Now I was ready to haggle with the cabbies. I asked the first one how much to the Feira: "Trente Reals" (pronounced "Hey-ice").
Me: (holding my chin and shaking my head) Trente? Hmmm. Nao, brigada.

$15 is too much for two blocks, so I go up to the next guy, and he says R25. Done. I am such the bargainer. I saved $2.50!

Now let me tell you about the Feira Nordestina. It is basically a Brazilian version of a German beer festival. I got there at 10:30, when the 600+ stalls were just opening and the market was rousing from its sleep. They sell everything here, from spices and sides of beef and pork to clothes and hammocks and shoes and CDs. I tripped when I heard a dub of Rihanna's "Umbrella" in Portugese. Apparently on weekends this place is a 24 hour party, with bands and beer and cachasa flowing freely. Feeling a tad peckish, I saw what looked like kabobs with white rectangles of grilled mystery food skewered on them. I asked the woman if it was cheese, and it was, and I can never turn down cheese, especially if it is grilled with a nice char on it and spiced with oregano. It was tangy, like a lively mozzarella, and it just goes to show that you can never go wrong with cheese on a stick no matter where you are on the planet.

After a bit more exploring of the butcher booths and exotic, never seen before fruits and veg, I needed some lunch, so I got roped into a restaurant in the food court area. I could not read a damn thing on the menu, so I just pointed to the cheapest Fruta de Mar (seafood) dish and prayed. It was called camarao ao alho. I figured I could deal with mystery seafood better than mystery meat. Imagine my immense relief when they brought me a plate of nothing more than peel and eat shrimp, heads still on, stringy antenai still flapping, looking up at me with lifeless, stone dead black eyes. But damn were they good. They swam in butter and oil and were topped with toasted garlic and parsley and some tangy flavor I couldn't place.

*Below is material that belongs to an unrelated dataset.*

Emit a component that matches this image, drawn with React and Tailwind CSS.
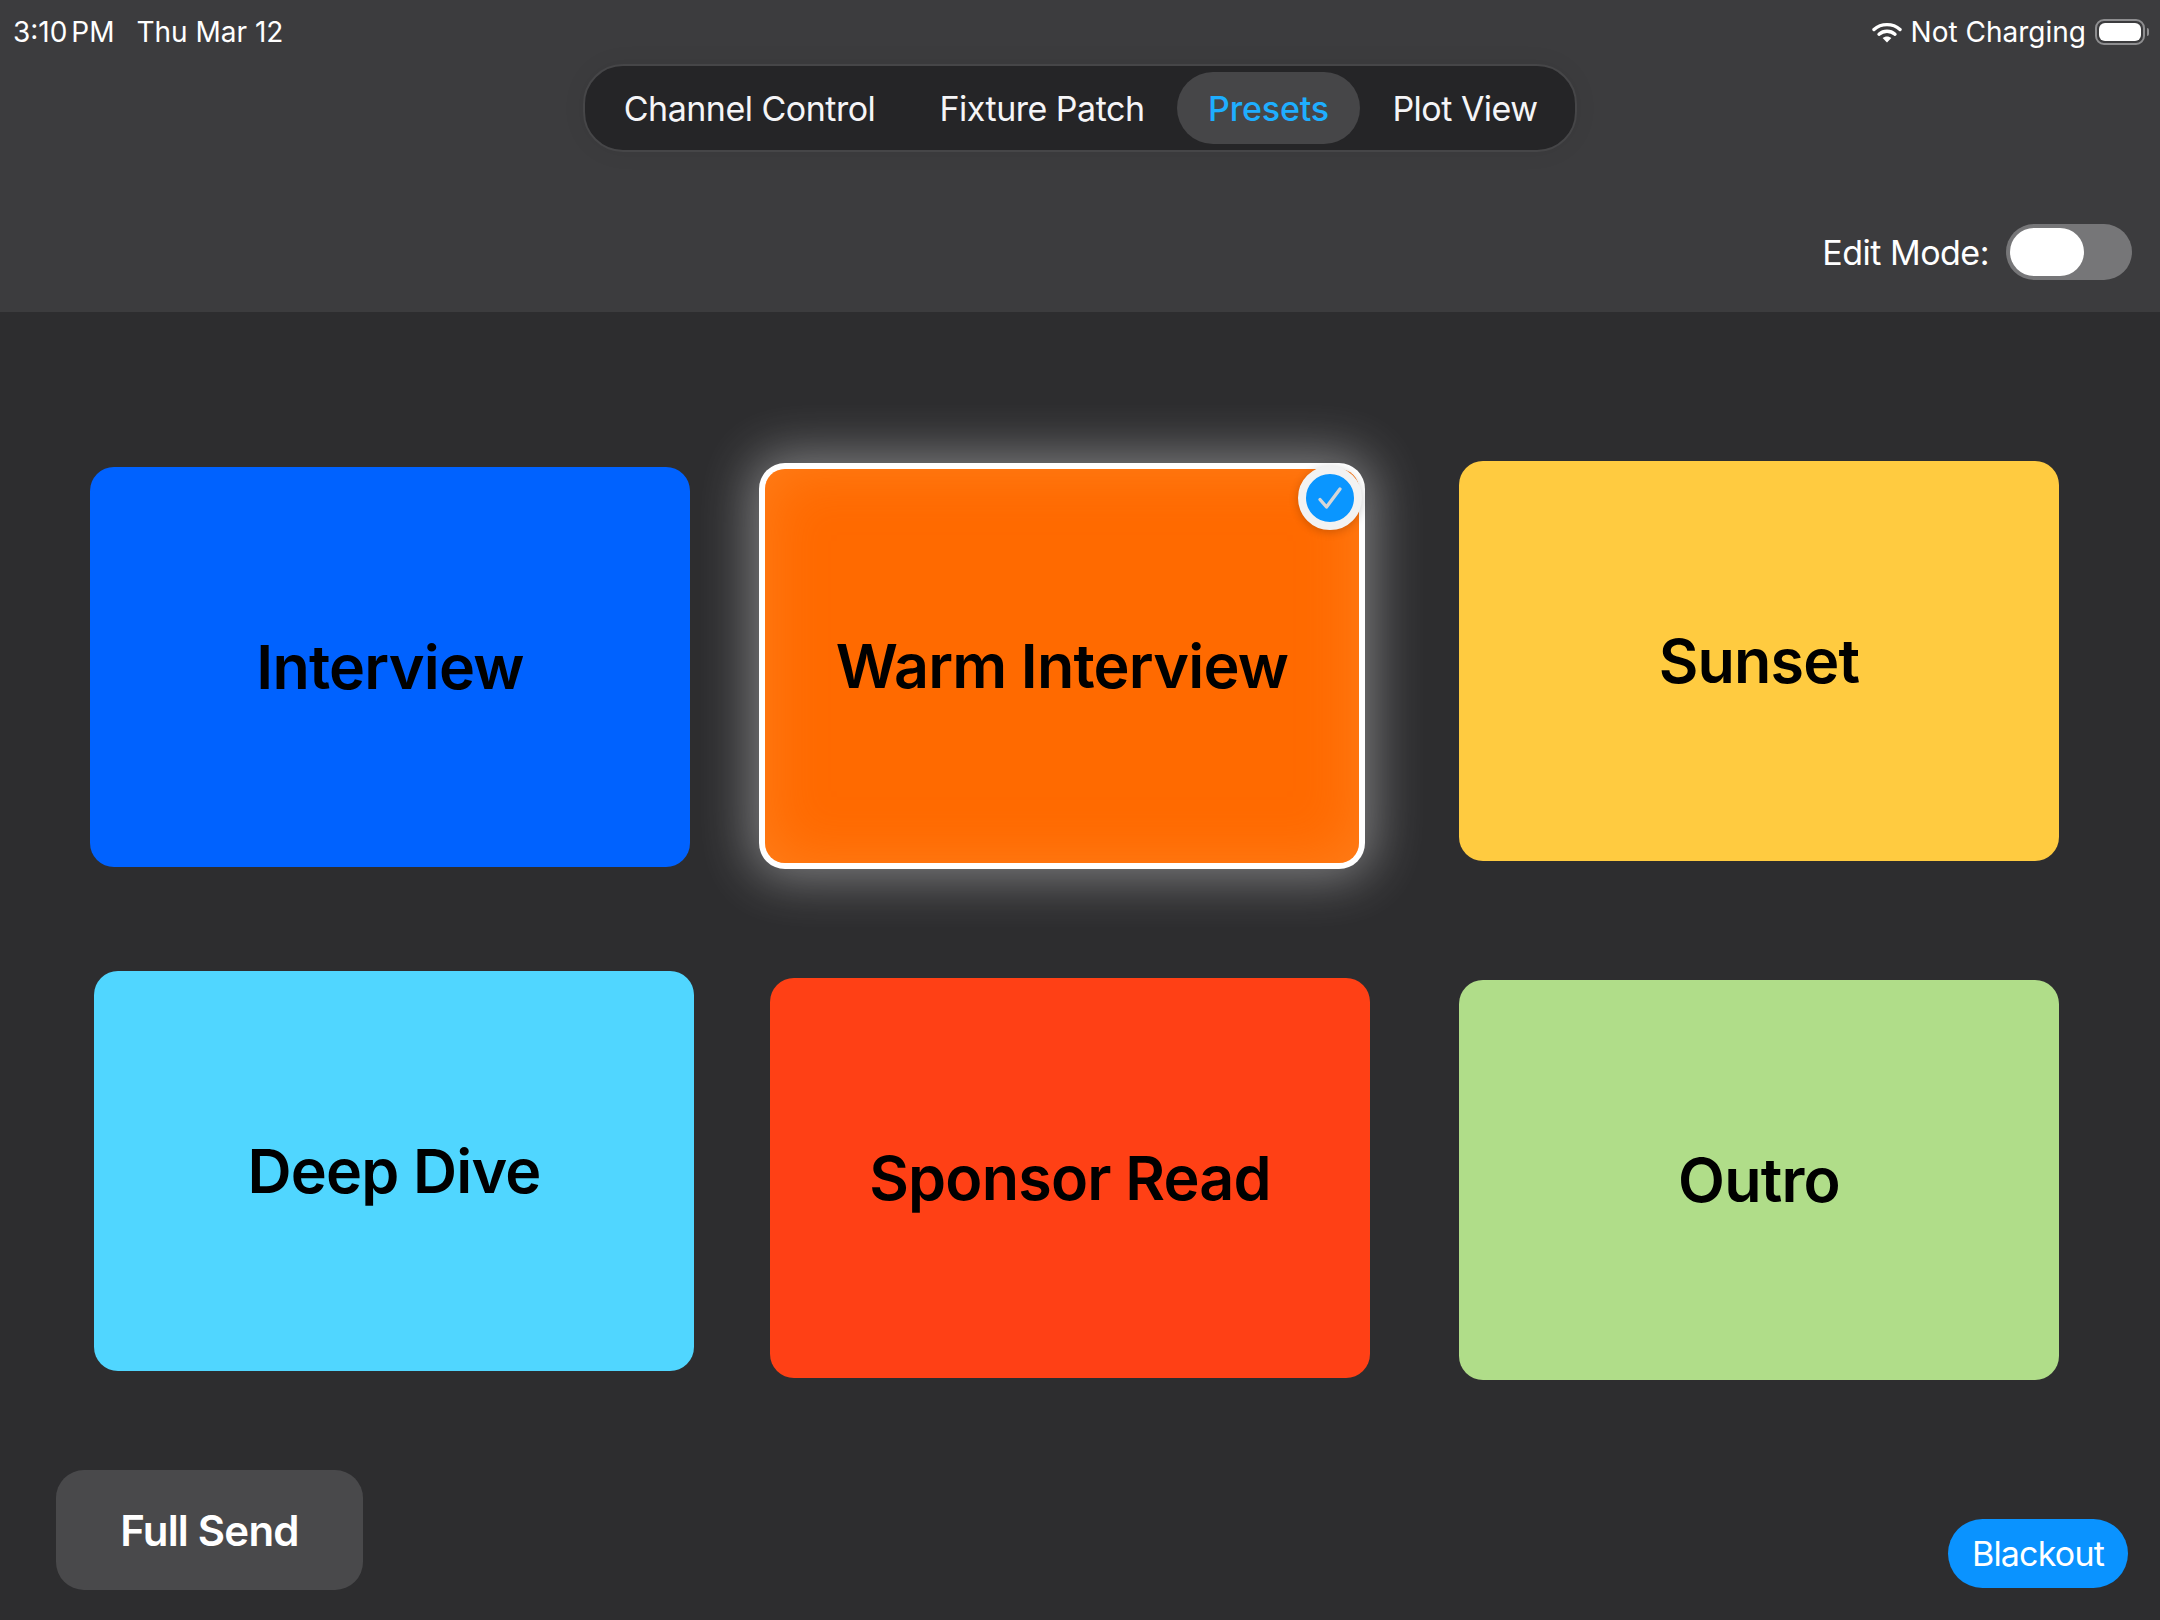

I made a royal mess of myself, getting oil everywhere so that I had to lick my fingers and smack my lips, savoring the flavor. It was only then that I read in my guidebook that Brazilians are not lax about table manners, and the stares I got, which I assumed were because I am white, were probably because I was eating like Animal from the Muppets. Way to represent, Kristin.

And the cab back to the bus station only cost me R6, so even with all my savvy bargaining, I still got taken for a ride, and not the good kind either. But that afternoon my bus left for Sao Joao with me on it, and I had survived a few hours in Rio on my own, and I think I'm in the clear on swine flu, so I wasn't feeling too bad about my skillz.